MIT scientists produce 'ultrastable' materials using new computing method

The scientists have also begun to explore using MOFs to deliver drugs or imaging agents within the body. MOFs consist of two secondary building units: organic molecules that incorporate metal atoms such as zinc or copper and organic molecules called linkers, which connect the secondary building units. These parts can be combined together just like LEGO building blocks.

“Because there are so many different types of LEGO blocks and ways you can assemble them, it gives rise to a combinatorial explosion of different possible metal-organic framework materials,” Kulik said.

“You can really control the overall structure of the metal-organic framework by picking and choosing how you assemble different components.”

Today, the most common way to design MOFs is through trial and error.
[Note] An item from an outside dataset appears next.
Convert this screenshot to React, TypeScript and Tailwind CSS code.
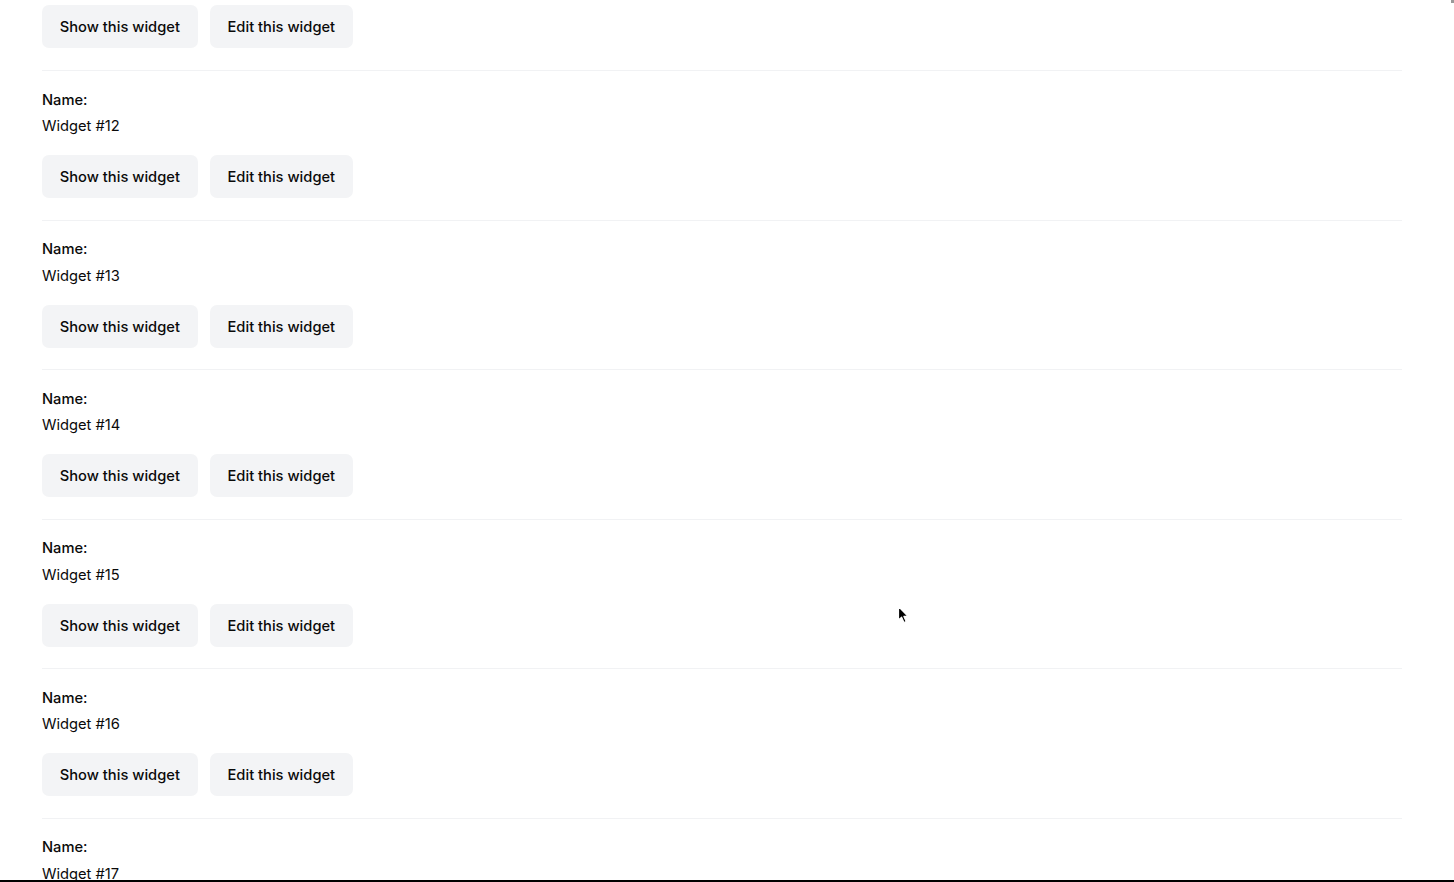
import { FC } from "react";

const font = { fontFamily: "Inter, 'Noto Sans', sans-serif" };

const Buttons: FC = () => (
  <div className="flex gap-[12px]">
    <a className="inline-flex h-[42.7px] items-center rounded-[7px] bg-[#f3f4f6] px-[17.8px] pt-[0.5px] text-[14.7px] font-medium text-[#0a0a0a]">
      Show this widget
    </a>
    <a className="inline-flex h-[42.7px] items-center rounded-[7px] bg-[#f3f4f6] px-[17.8px] pt-[0.5px] text-[14.7px] font-medium text-[#0a0a0a]">
      Edit this widget
    </a>
  </div>
);

const WidgetRow: FC<{ n: number }> = ({ n }) => (
  <div>
    <hr className="border-0 border-t border-[#f1f2f4]" />
    <div className="pt-[18.8px] text-[14.7px] leading-[21.4px] text-[#0a0a0a]">
      <strong className="mb-[5px] block font-medium">Name:</strong>
      <div>Widget #{n}</div>
    </div>
    <div className="pt-[17.7px] pb-[21.5px]">
      <Buttons />
    </div>
  </div>
);

export default function App() {
  const rows = [12, 13, 14, 15, 16, 17];
  return (
    <div className="relative h-[882px] overflow-hidden bg-white" style={font}>
      <div className="ml-[42px] w-[1360px]">
        <div className="pt-[5px] pb-[22.5px]">
          <Buttons />
        </div>
        {rows.map((n) => (
          <WidgetRow key={n} n={n} />
        ))}
      </div>

      {/* mouse pointer */}
      <svg
        className="absolute left-[897px] top-[605px]"
        width="14"
        height="20"
        viewBox="0 0 14 20"
      >
        <path
          d="M1.5 1.5 L1.5 15 L4.6 12.2 L7 17.5 L9.2 16.5 L6.9 11.4 L11 11.4 Z"
          fill="#000"
          stroke="#fff"
          strokeWidth="1.2"
          strokeLinejoin="round"
        />
      </svg>

      <div className="absolute right-0 top-0 h-[3px] w-[3px] bg-[#999]" />
      <div className="absolute bottom-0 left-0 h-[2px] w-full bg-black" />
    </div>
  );
}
Computational approaches offer a new and better approach to engineering these materials, especially if they take into account the stability of the resulting material.

An open structure

“A really good MOF material for catalysis or for gas storage would have a very open structure, but once you have this open structure, it may be really hard to make sure that that material is also stable under long-term use,” Kulik said.

In a 2021 study, Kulik reported a new model that she created by mining a few thousand papers on MOFs. In the new research, Kulik and her students used that same model to identify about 500 MOFs with very high stability. 

Then, they broke those MOFs down to 120 secondary building units and 16 linkers and recombined them using about 750 different types of architectures. The researchers produced about 50,000 new MOF structures.

“One of the things that was unique about our set was that we looked at a lot more diverse crystal symmetries than had ever been looked at before, but [we did so] using these building blocks that had only come from experimentally synthesized highly stable MOFs,” Kulik concluded in the press release.